I have just been summoned--he wants to read me a story.

I'm so in awe of this kid.

Wednesday, March 11, 2009

A stunning piece of writing

I was checking out Cody's parents' blog to see how they were doing now that the rush of Cody's wake and funeral were over with and reality starts to settle in, and noted that Mickey had linked to the blog of a friend of his who had written a post entitled "Goodnight Moon" after leaving the viewing.

Her post is a stunning and evocative piece of writing asking--and trying to answer--some of the questions that arise when a child dies.
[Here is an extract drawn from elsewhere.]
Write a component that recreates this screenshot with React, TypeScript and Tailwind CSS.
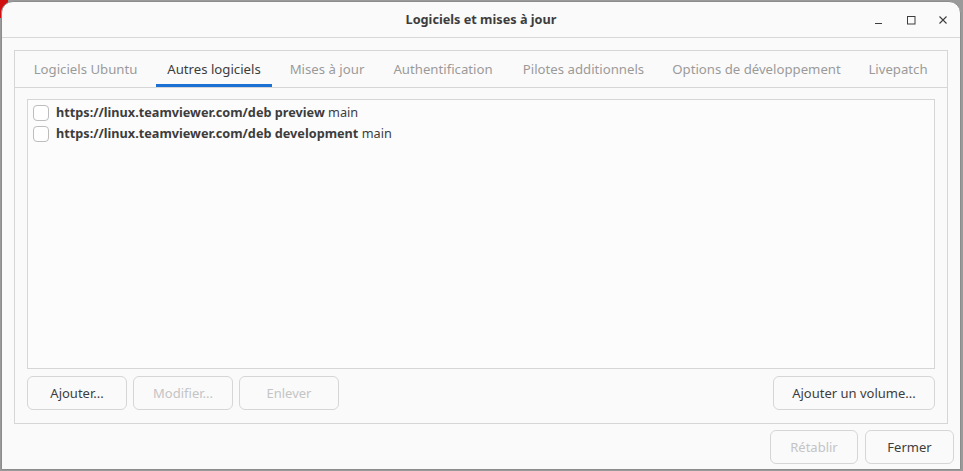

I'll link it here in case anyone is interested.


Goodnight Moon

Rest in peace, Cody.

Tuesday, March 10, 2009

Norah has her forever family!

As Cody's family lays him to rest, Norah's new life is just beginning--Glenn and Lori finally got their arms around their little girl, and though it was a bit of a rocky start, she seems to be settling in well now, and the pictures on their blog are simply priceless. She's a real princess, and Glenn and Lori seem to understand well the trauma the transition brings for the child. They're doing everything right, and it's obviously paying off big after just one day.

What an awesome love story....

Friday, March 6, 2009

Update

Cody died this morning. Please pray for Mickey and Diane as they deal with the grief that no parent should ever have to face.

Sunday, March 1, 2009

Prayers for Cody and Norah

For those who follow our story and believe in prayer, I have two requests for you.
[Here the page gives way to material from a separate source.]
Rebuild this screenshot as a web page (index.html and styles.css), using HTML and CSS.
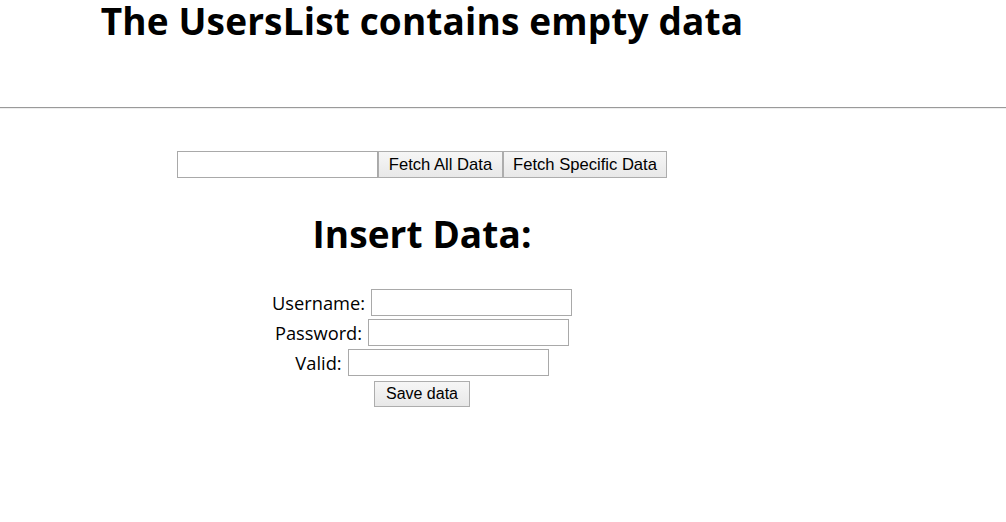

One is a little boy named Cody who is dying of cancer. I have been following his dad's blog for a while, and I just listed it over in the blogs I'm following. Do not read this if you're looking for happily ever after stories, because the situation no parent should ever have to face is unfolding for this family. Cody has deteriorated so much recently that they are now in what they call memory-making mode. They just returned from a week at the beach, and before they left, Mickey had to sign the DNR paperwork at the hospital Cody is normally treated at so that the paperwork could be filed at the nearest hospital to where they were staying during their trip. Now they're back, and Cody went straight from the airport to the hospital and is not doing well. I think they are at the point where the prayers are needed for strength for the family to get through what is ahead and comfort once that part is over--miraculous healing does not seem to be part of God's plan for this youngster. Please pray for them as they face the deterioration and loss of their son. The ending of Mickey's post titled "80 to 30" just tore my heart out.
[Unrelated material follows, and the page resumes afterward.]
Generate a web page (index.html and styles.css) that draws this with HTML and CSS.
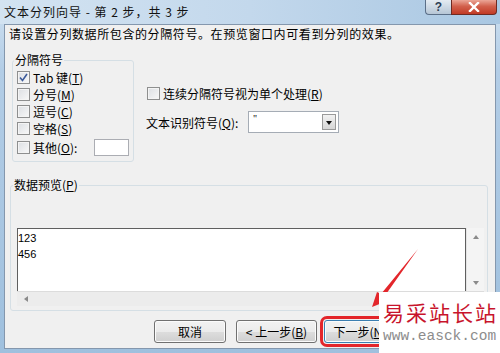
FILE: index.html
```html
<!DOCTYPE html>
<html lang="zh-CN">

<head>
    <meta charset="UTF-8">
    <title>文本分列向导</title>
    <link rel="stylesheet" href="styles.css">
</head>

<body>
    <div class="window">
        <div class="titlebar">
            <span class="title">文本分列向导 - 第 2 步，共 3 步</span>
            <div class="caption">
                <span class="cap help">?</span>
                <span class="cap close">
                    <svg width="12" height="10" viewBox="0 0 12 10">
                        <path d="M2 1 L10 9 M10 1 L2 9" stroke="#fff" stroke-width="2.4" stroke-linecap="square" />
                    </svg>
                </span>
            </div>
        </div>

        <div class="client">
            <p class="intro">请设置分列数据所包含的分隔符号。在预览窗口内可看到分列的效果。</p>

            <div class="top">
                <fieldset class="group delims">
                    <legend>分隔符号</legend>
                    <label class="check"><span class="box checked">
                            <svg width="9" height="9" viewBox="0 0 9 9">
                                <path d="M1 4.5 L3.5 7.5 L8 1" fill="none" stroke="#3c5a9a" stroke-width="1.6" />
                            </svg>
                        </span>Tab 键(<u>T</u>)</label>
                    <label class="check"><span class="box"></span>分号(<u>M</u>)</label>
                    <label class="check"><span class="box"></span>逗号(<u>C</u>)</label>
                    <label class="check"><span class="box"></span>空格(<u>S</u>)</label>
                    <label class="check other"><span class="box"></span>其他(<u>O</u>):<span class="textbox"></span></label>
                </fieldset>

                <div class="options">
                    <label class="check"><span class="box"></span>连续分隔符号视为单个处理(<u>R</u>)</label>
                    <div class="qualifier">
                        <span class="qlabel">文本识别符号(<u>Q</u>):</span>
                        <div class="combo">
                            <span class="value">"</span>
                            <span class="drop"></span>
                        </div>
                    </div>
                </div>
            </div>

            <fieldset class="group preview">
                <legend>数据预览(<u>P</u>)</legend>
                <div class="grid">
                    <div class="data">123<br>456</div>
                    <div class="vscroll"><span class="arr up"></span><span class="arr down"></span></div>
                    <div class="hscroll"><span class="arr left"></span></div>
                </div>
            </fieldset>

            <div class="buttons">
                <button class="btn cancel">取消</button>
                <button class="btn prev">&lt; 上一步(<u>B</u>)</button>
                <button class="btn next">下一步(<u>N</u>) &gt;</button>
            </div>
        </div>

        <svg class="arrow" width="500" height="353" viewBox="0 0 500 353">
            <polygon points="418,249 384,297 387,301 372,307 377,292 381,294" fill="#e3262b" />
        </svg>

        <div class="watermark">
            <div class="wm-cn">易采站长站</div>
            <div class="wm-en">www.easck.com</div>
        </div>
    </div>
</body>

</html>
```

FILE: styles.css
```css
* {
    box-sizing: border-box;
}

body {
    margin: 0;
    width: 500px;
    height: 353px;
    overflow: hidden;
    font-family: "Noto Sans CJK SC", "Liberation Sans", sans-serif;
    font-size: 12px;
    color: #000;
}

.window {
    position: relative;
    height: 353px;
    display: flex;
    flex-direction: column;
    background: linear-gradient(180deg, #cfe1f1, #b3cde6 20%, #9fc0de);
}

.titlebar {
    height: 24px;
    display: flex;
    justify-content: space-between;
    align-items: flex-start;
    padding-left: 4px;
    background: linear-gradient(90deg, #d3e3f1, #c3d8ec 50%, #a9c7e2);
}

.title {
    line-height: 24px;
    letter-spacing: 1px;
    color: #111;
}

.caption {
    display: flex;
    margin-right: 3px;
}

.cap {
    height: 15px;
    display: flex;
    align-items: center;
    justify-content: center;
    border: 1px solid #5b6f88;
    border-top: 0;
}

.help {
    width: 26px;
    border-radius: 0 0 0 4px;
    border-right: 0;
    background: linear-gradient(#e4ebf2, #b6c6d6);
    color: #2c3d55;
    font-family: "Liberation Sans", sans-serif;
    font-weight: bold;
    font-size: 12px;
}

.close {
    width: 46px;
    border-radius: 0 0 4px 0;
    border-color: #6e2a22;
    background: linear-gradient(#eba697, #d2604c 45%, #c13a25);
}

.client {
    flex: 1;
    margin: 0 4px 4px;
    border: 1px solid #8497ad;
    background: #f0f0f0;
    display: flex;
    flex-direction: column;
}

.intro {
    margin: 0;
    padding: 1px 0 0 4px;
    line-height: 16px;
    letter-spacing: 0.6px;
}

.top {
    display: flex;
    align-items: flex-start;
    gap: 12px;
    margin-top: 10px;
    padding-left: 7px;
}

.group {
    margin: 0;
    border: 1px solid #d5dfe5;
    border-radius: 3px;
}

.group legend {
    padding: 0 1px;
    line-height: 16px;
}

.delims {
    width: 122px;
    height: 110px;
    padding: 1px 4px 5px 4px;
}

.delims legend {
    margin-left: -3px;
}

.check {
    display: flex;
    align-items: center;
    height: 17px;
    white-space: nowrap;
}

.box {
    width: 13px;
    height: 13px;
    margin-right: 3px;
    border: 1px solid #8e8f8f;
    background: linear-gradient(135deg, #dcdfe3, #f8f8f8);
    box-shadow: inset 0 0 0 1px #f4f4f4;
    display: flex;
    align-items: center;
    justify-content: center;
}

.other {
    margin-top: 2px;
}

.textbox {
    margin-left: auto;
    width: 35px;
    height: 17px;
    background: #fff;
    border: 1px solid #abadb3;
}

.options {
    padding-top: 33px;
    padding-left: 1px;
}

.qualifier {
    display: flex;
    align-items: center;
    margin-top: 9px;
    margin-left: -1px;
}

.qlabel {
    width: 102px;
}

.combo {
    width: 91px;
    height: 22px;
    background: #fff;
    border: 1px solid #a5acb5;
    display: flex;
    align-items: flex-start;
    justify-content: space-between;
    padding: 2px 2px 2px 4px;
}

.value {
    font-family: "Liberation Serif", serif;
    font-size: 10px;
    line-height: 10px;
}

.drop {
    width: 14px;
    height: 16px;
    border: 1px solid #9a9a9a;
    background: linear-gradient(#f2f2f2, #d6d6d6);
    position: relative;
}

.drop::after {
    content: "";
    position: absolute;
    left: 3px;
    top: 6px;
    border-left: 3.5px solid transparent;
    border-right: 3.5px solid transparent;
    border-top: 4px solid #111;
}

.preview {
    width: 478px;
    height: 134px;
    margin: 15px 0 0 5px;
    padding: 35px 3px 4px 6px;
}

.preview legend {
    margin-left: -4px;
}

.grid {
    display: grid;
    grid-template-columns: 449px 18px;
    grid-template-rows: 63px 15px;
}

.data {
    background: #fff;
    border: 1px solid #5f5f5f;
    border-bottom: 0;
    padding: 1px 0 0 0;
    line-height: 16px;
    font-family: "Liberation Sans", sans-serif;
    font-size: 11px;
}

.vscroll {
    background: #f4f4f4;
    border-left: 1px solid #e4e4e4;
    display: flex;
    flex-direction: column;
    justify-content: space-between;
    align-items: center;
    padding: 7px 0 6px;
}

.hscroll {
    grid-column: 1 / 3;
    background: #ececec;
    border-top: 1px solid #dcdcdc;
    display: flex;
    align-items: center;
    padding-left: 7px;
}

.arr {
    width: 0;
    height: 0;
}

.up {
    border-left: 3.5px solid transparent;
    border-right: 3.5px solid transparent;
    border-bottom: 4px solid #8a8a8a;
}

.down {
    border-left: 3.5px solid transparent;
    border-right: 3.5px solid transparent;
    border-top: 4px solid #8a8a8a;
}

.left {
    border-top: 3.5px solid transparent;
    border-bottom: 3.5px solid transparent;
    border-right: 4px solid #8a8a8a;
}

.buttons {
    display: flex;
    gap: 9px;
    margin-top: 9px;
    padding-left: 149px;
}

.btn {
    height: 23px;
    padding: 0;
    border: 1px solid #707070;
    border-radius: 3px;
    background: linear-gradient(#f2f2f2, #ebebeb 50%, #dddddd 51%, #cfcfcf);
    box-shadow: inset 0 0 0 1px #fbfbfb;
    font-family: "Noto Sans CJK SC", sans-serif;
    font-size: 12px;
    color: #000;
}

.cancel {
    width: 72px;
    margin-right: 1px;
}

.prev,
.next {
    width: 81px;
}

.next {
    margin-left: -2px;
    border-color: #3c7fb1;
    outline: 3px solid #e3262b;
    outline-offset: 1px;
}

.arrow {
    position: absolute;
    left: 0;
    top: 0;
}

.watermark {
    position: absolute;
    right: 0;
    bottom: 0;
    width: 121px;
    height: 61px;
    background: #fff;
    padding: 5px 0 0 4px;
}

.wm-cn {
    font-size: 21px;
    line-height: 30px;
    letter-spacing: 2px;
    color: #c8142c;
}

.wm-en {
    font-family: "Liberation Mono", monospace;
    font-size: 14.5px;
    line-height: 18px;
    color: #8c8c8c;
}
```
On a happier note, Glenn and Lori are leaving this week to go get Norah. I blogged about them earlier in January--this is the couple who is adopting a deaf Chinese girl with a heart problem. They have come close to rounding up what they need to make the trip. They will probably need to get a loan to cover the remaining amount, but they have managed between saving themselves and donations from very generous people to put together all but $2000 of the $10k they needed to make this happen. (Any last minute donations would, I'm sure, be gratefully appreciated!) I'm looking forward to following their blog while they're over in China, and I can't wait until Norah has a home and family of her very own. Their blog is also listed in the blogroll on the left.

Please keep both of these families in your prayers, one going through unutterable sadness and the other about to experience profound joy.